Op 10 februari 2020 is door het Nederlandse Openbaar Ministerie onder de naam 26Lemont een onderzoek gestart gericht op het bedrijf Encrochat, de directeuren van het bedrijf, de resellers van de Encrochat telefoons van het bedrijf en daarnaast op de onbekende gebruikers van die zich schuldig maken aan diverse vormen van georganiseerde criminaliteit. Dit onderzoek kwam voort uit het hierboven genoemde onderzoek Bismarck.
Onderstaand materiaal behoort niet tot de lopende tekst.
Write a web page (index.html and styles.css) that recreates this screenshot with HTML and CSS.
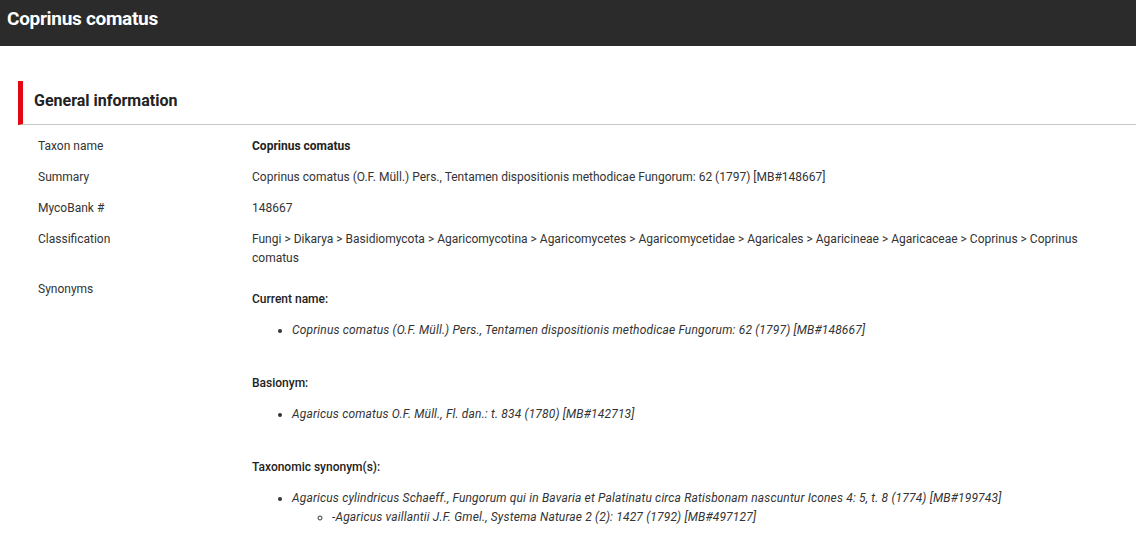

In het onderzoek 26Lemont heeft het Openbaar Ministerie in maart 2020 bij de rechter-commissaris een vordering ingediend om een machtiging te verstrekken voor een bevel op grond van artikel 126uba en 126t Sv. Ter onderbouwing van de vordering werden overgelegd:
- een proces-verbaal aanvraag bevel binnendringen en onderzoek geautomatiseerd werk d.d. 13 maart 2020;
- een proces-verbaal Titel V beschrijving NN- gebruikers Encro c.s. d.d. 13 maart 2020, en
- een begeleidende brief van het Landelijk Parket (LP) Rotterdam d.d. 16 maart 2020.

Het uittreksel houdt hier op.